In the 1987 Brian De Palma film The Untouchables, Al Capone, played convincingly by Robert De Niro, is walking around a large table of his lieutenants delivering a speech while holding baseball bat. Like Chekov’s proverbial gun in the first act, you know somehow that bat will come into play before the end of the scene. As Capone speaks, his lieutenants, sitting around the table smoking cigars, smilingly mouth their agreement to what he is saying. From cuts to Capone’s face, you can see his expression is becoming increasingly menacing as he goes along.
Capone’s words, from the excellent David Mamet script, follow below:
A man becomes preeminent, he's expected to have enthusiasms. … What are mine? What draws my admiration? What is that which gives me joy? … Baseball!
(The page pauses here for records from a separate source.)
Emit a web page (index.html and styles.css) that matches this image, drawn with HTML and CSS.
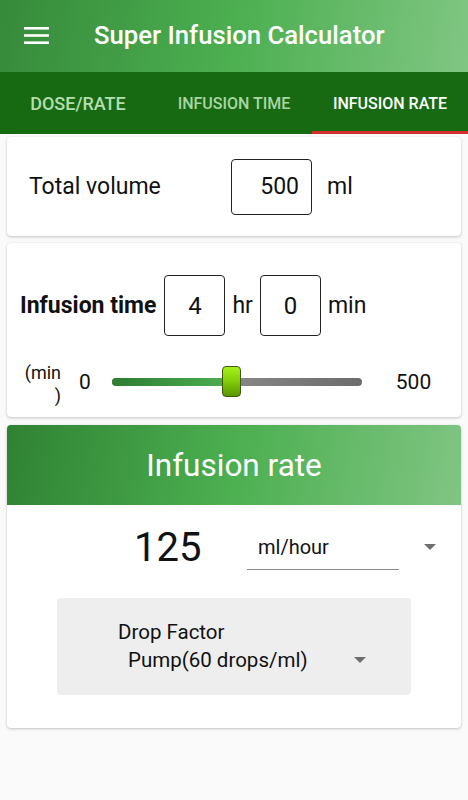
FILE: index.html
```html
<!DOCTYPE html>
<html>
<head>
<meta charset="utf-8">
<link rel="stylesheet" href="styles.css">
</head>
<body>
<div class="app">
  <header class="appbar">
    <svg class="menu" width="25" height="19" viewBox="0 0 25 19"><rect x="0" y="1" width="25" height="2.6" fill="#fff"/><rect x="0" y="8.2" width="25" height="2.6" fill="#fff"/><rect x="0" y="15.4" width="25" height="2.6" fill="#fff"/></svg>
    <h1 class="title">Super Infusion Calculator</h1>
  </header>
  <nav class="tabs">
    <div class="tab tab-big">DOSE/RATE</div>
    <div class="tab">INFUSION TIME</div>
    <div class="tab active">INFUSION RATE</div>
  </nav>

  <section class="card card-volume">
    <span class="label">Total volume</span>
    <div class="box box-volume">500</div>
    <span class="unit">ml</span>
  </section>

  <section class="card card-time">
    <div class="time-row">
      <span class="label bold">Infusion time</span>
      <div class="box box-sq">4</div>
      <span class="unit-sm">hr</span>
      <div class="box box-sq">0</div>
      <span class="unit-sm">min</span>
    </div>
    <div class="slider-row">
      <div class="min-label">(min<br>)</div>
      <span class="range-end">0</span>
      <div class="track">
        <div class="fill" style="width:48%"></div>
        <div class="thumb" style="left:44%"></div>
      </div>
      <span class="range-end max">500</span>
    </div>
  </section>

  <section class="card card-rate">
    <div class="rate-head">Infusion rate</div>
    <div class="rate-row">
      <span class="rate-value">125</span>
      <div class="select">ml/hour</div>
      <span class="caret"></span>
    </div>
    <div class="drop-box">
      <div class="drop-label">Drop Factor</div>
      <div class="drop-value"><span>Pump(60 drops/ml)</span><span class="caret"></span></div>
    </div>
  </section>
</div>
</body>
</html>
```

FILE: styles.css
```css
* { box-sizing: border-box; }
html, body { margin: 0; padding: 0; }
body {
  background: #fafafa;
  font-family: Roboto, "Noto Sans", sans-serif;
  color: #111;
  width: 468px;
  height: 800px;
  overflow: hidden;
}
.appbar {
  height: 72px;
  display: flex;
  align-items: center;
  padding-left: 24px;
  background: linear-gradient(100deg, #368a3a 0%, #4caf50 50%, #80c683 100%);
}
.menu { display: block; margin-top: -2px; }
.title {
  margin: -2px 0 0 45px;
  font-size: 25.7px;
  font-weight: 500;
  color: #fff;
}
.tabs {
  height: 62px;
  display: flex;
  background: #186a12;
}
.tab {
  flex: 1 1 0;
  display: flex;
  align-items: center;
  justify-content: center;
  font-size: 16px;
  font-weight: 500;
  color: #a9d6a4;
  border-bottom: 3px solid transparent;
  padding-top: 3px;
}
.tab-big { font-size: 18px; color: #b4deb0; }
.tab.active { color: #fff; border-bottom-color: #d32f2f; }

.card {
  background: #fff;
  margin: 0 7px;
  border-radius: 4px;
  box-shadow: 0 1px 3px rgba(0,0,0,0.22), 0 0 1px rgba(0,0,0,0.08);
}
.card-volume {
  margin-top: 3px;
  height: 99px;
  display: flex;
  align-items: center;
  padding-left: 22px;
}
.label { font-size: 23px; }
.card-volume .label { width: 202px; }
.bold { font-weight: 700; }
.box {
  border: 1px solid #222;
  border-radius: 4px;
  font-size: 23px;
  display: flex;
  align-items: center;
}
.box-volume {
  width: 81px;
  height: 56px;
  justify-content: flex-end;
  padding-right: 12px;
}
.unit { font-size: 23px; margin-left: 15px; }

.card-time {
  margin-top: 7px;
  height: 174px;
  padding: 32px 0 0 13px;
}
.time-row { display: flex; align-items: center; height: 61px; }
.time-row .label { margin-right: 8px; }
.box-sq {
  width: 61px;
  height: 61px;
  justify-content: center;
  font-size: 24px;
}
.unit-sm { font-size: 23px; margin: 0 7px; }
.slider-row {
  display: flex;
  align-items: center;
  height: 46px;
  margin-top: 23px;
}
.min-label {
  width: 38px;
  margin-left: 3px;
  text-align: right;
  font-size: 18px;
  line-height: 23px;
  margin-top: 3px;
}
.range-end { font-size: 21px; margin-left: 18px; }
.range-end.max { margin-left: 34px; }
.track {
  position: relative;
  width: 250px;
  height: 8px;
  margin-left: 21px;
  border-radius: 4px;
  background: linear-gradient(90deg, #a0a0a0, #6c6c6c);
}
.fill {
  height: 8px;
  border-radius: 4px 0 0 4px;
  background: linear-gradient(90deg, #2e7d32, #4db151);
}
.thumb {
  position: absolute;
  top: -12px;
  width: 19px;
  height: 31px;
  border-radius: 4px;
  border: 1px solid #3b5a10;
  background: linear-gradient(180deg, #a6f01c 0%, #86d10a 45%, #5a9600 100%);
}

.card-rate {
  margin-top: 8px;
  height: 303px;
  overflow: hidden;
}
.rate-head {
  height: 80px;
  display: flex;
  align-items: center;
  justify-content: center;
  color: #fff;
  font-size: 31.5px;
  background: linear-gradient(100deg, #2f8233 0%, #4caf50 50%, #80c583 100%);
}
.rate-row {
  height: 84px;
  display: flex;
  align-items: center;
  padding-left: 127px;
}
.rate-value { font-size: 40px; width: 113px; }
.select {
  width: 152px;
  height: 46px;
  display: flex;
  align-items: center;
  padding-left: 11px;
  font-size: 20px;
  border-bottom: 1px solid #888;
}
.caret {
  width: 0;
  height: 0;
  border-left: 6.5px solid transparent;
  border-right: 6.5px solid transparent;
  border-top: 6.5px solid #6e6e6e;
  margin-left: 25px;
}
.drop-box {
  margin: 9px 50px 0;
  height: 97px;
  background: #eeeeee;
  border-radius: 4px;
  padding: 20px 0 0 61px;
  font-size: 20.5px;
  line-height: 28px;
}
.drop-value {
  display: flex;
  align-items: center;
  padding-left: 10px;
}
.drop-value .caret { margin-left: 46px; }
```
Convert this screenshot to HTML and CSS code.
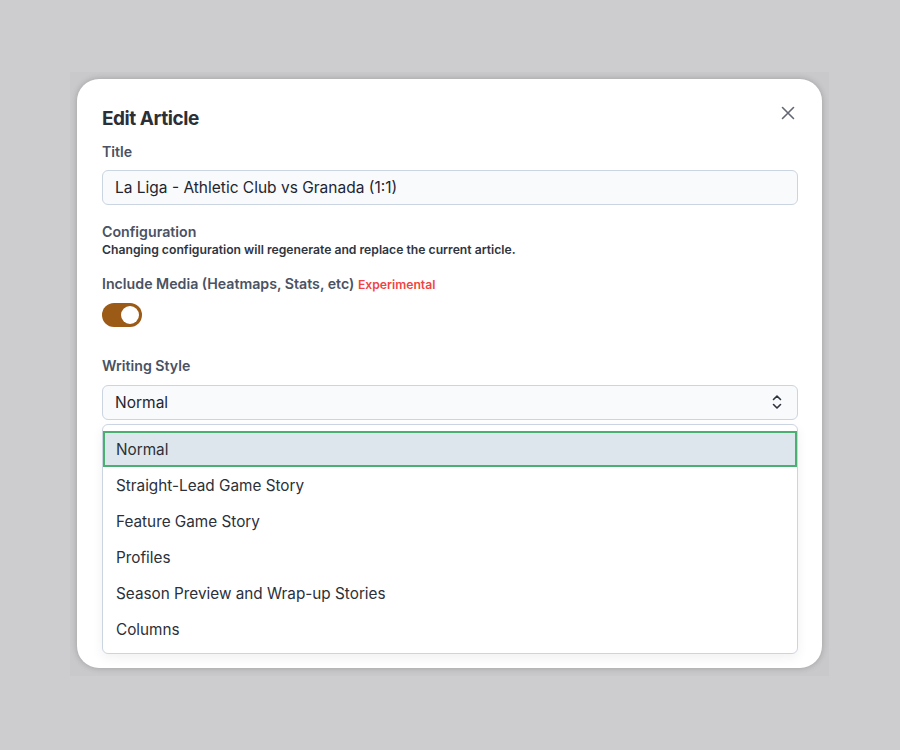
FILE: index.html
```html
<!DOCTYPE html>
<html>
<head>
<meta charset="utf-8">
<link rel="stylesheet" href="styles.css">
</head>
<body>
<div class="backdrop">
  <div class="modal">
    <div class="modal-head">
      <h2 class="modal-title">Edit Article</h2>
      <button class="close" aria-label="Close">
        <svg width="16" height="16" viewBox="0 0 16 16"><path d="M2.5 2.5 L13.5 13.5 M13.5 2.5 L2.5 13.5" stroke="#626873" stroke-width="1.6" stroke-linecap="round" fill="none"/></svg>
      </button>
    </div>

    <label class="label lbl-title">Title</label>
    <div class="input">La Liga - Athletic Club vs Granada (1:1)</div>

    <div class="section">
      <div class="label">Configuration</div>
      <div class="hint">Changing configuration will regenerate and replace the current article.</div>
    </div>

    <div class="label lbl-media">Include Media (Heatmaps, Stats, etc) <span class="exp">Experimental</span></div>
    <div class="toggle"><span class="knob"></span></div>

    <div class="label lbl-style">Writing Style</div>
    <div class="select">
      <span>Normal</span>
      <svg width="12" height="18" viewBox="0 0 12 18"><path d="M2.5 6.5 L6 3 L9.5 6.5 M2.5 11.5 L6 15 L9.5 11.5" stroke="#2f343d" stroke-width="1.6" stroke-linecap="round" stroke-linejoin="round" fill="none"/></svg>
    </div>
    <ul class="options">
      <li class="opt active">Normal</li>
      <li class="opt">Straight-Lead Game Story</li>
      <li class="opt">Feature Game Story</li>
      <li class="opt">Profiles</li>
      <li class="opt">Season Preview and Wrap-up Stories</li>
      <li class="opt">Columns</li>
    </ul>
  </div>
</div>
</body>
</html>
```

FILE: styles.css
```css
* { box-sizing: border-box; }
html, body { margin: 0; padding: 0; }
body {
  width: 900px;
  height: 750px;
  background: #cdcdcf;
  font-family: Inter, "Noto Sans", "Liberation Sans", sans-serif;
  overflow: hidden;
}
.backdrop {
  margin: 72px 0 0 70px;
  width: 759px;
  height: 604px;
  background: #c9c9cb;
  padding: 7px 7px 8px 7px;
}
.modal {
  background: #fff;
  border-radius: 22px;
  height: 589px;
  padding: 26px 24px 14px 25px;
  box-shadow: 0 0 6px rgba(0,0,0,0.22);
  display: flex;
  flex-direction: column;
}
.modal-head {
  display: flex;
  justify-content: space-between;
  align-items: flex-start;
}
.modal-title {
  margin: 0;
  font-size: 19px;
  line-height: 28px;
  font-weight: 700;
  color: #2b2f37;
  letter-spacing: -0.45px;
}
.close {
  border: 0;
  background: none;
  padding: 0;
  margin: 0 2px 0 0;
  width: 16px;
  height: 16px;
  display: block;
}
.close svg { display: block; }
.label {
  font-size: 14.2px;
  line-height: 20px;
  font-weight: 600;
  color: #4a5263;
}
.lbl-title { margin-top: 9px; display: block; }
.input {
  margin-top: 8px;
  height: 36px;
  border: 1px solid #cbd5e1;
  border-radius: 6px;
  background: #f8fafc;
  padding: 0 12px;
  display: flex;
  align-items: center;
  font-size: 15.5px;
  color: #1f2530;
}
.section { margin-top: 17px; }
.hint {
  font-size: 12.2px;
  line-height: 16px;
  font-weight: 600;
  color: #2f3540;
}
.lbl-media { margin-top: 16px; }
.exp {
  color: #ef4444;
  font-size: 12.2px;
  font-weight: 600;
}
.toggle {
  margin-top: 8px;
  width: 40px;
  height: 24px;
  border-radius: 12px;
  background: #9b5a16;
  display: flex;
  justify-content: flex-end;
  align-items: center;
  padding: 0 3px;
}
.knob {
  width: 18px;
  height: 18px;
  border-radius: 50%;
  background: #fff;
}
.lbl-style { margin-top: 29px; }
.select {
  margin-top: 9px;
  height: 36px;
  border: 1px solid #cbd5e1;
  border-radius: 6px;
  background: #f8fafc;
  padding: 0 14px 0 12px;
  display: flex;
  align-items: center;
  justify-content: space-between;
  font-size: 15.5px;
  color: #1f2530;
}
.select svg { display: block; }
.options {
  list-style: none;
  margin: 4px 0 0 0;
  padding: 6px 0;
  border: 1px solid #cbd5e1;
  border-radius: 6px;
  background: #fff;
  box-shadow: 0 4px 12px rgba(0,0,0,0.06);
}
.opt {
  height: 36px;
  display: flex;
  align-items: center;
  padding: 0 13px;
  font-size: 15.3px;
  color: #2b3039;
}
.opt.active {
  background: #dde6ed;
  border: 2px solid #4caf72;
  padding: 0 11px;
}
```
A man stands alone at the plate. This is the time for what? For individual achievement. There he stands alone. But in the field, what? Part of a team. Teamwork. ... Looks, throws, catches, hustles.Part of one big team. Bats himself the live-long day, Babe Ruth, Ty Cobb, and so on. If his team don't field ... what is he? You follow me? No one. Sunny day, the stands are full of fans. What does he have to say? I'm goin' out there for myself. But … I get nowhere unless the team wins.
After the second lieutenant repeats, “team,” Capone, who has come up behind him with the baseball bat, starts whacking him repeatedly on the head, killing him, presumably for some sort of disloyalty. The scene ends with the lieutenant lying on the table, as blood from his head spreads out across the white table cloth.
While I could do without the shot of the blood, the dramatic tension of the scene leading up to it would be difficult to beat.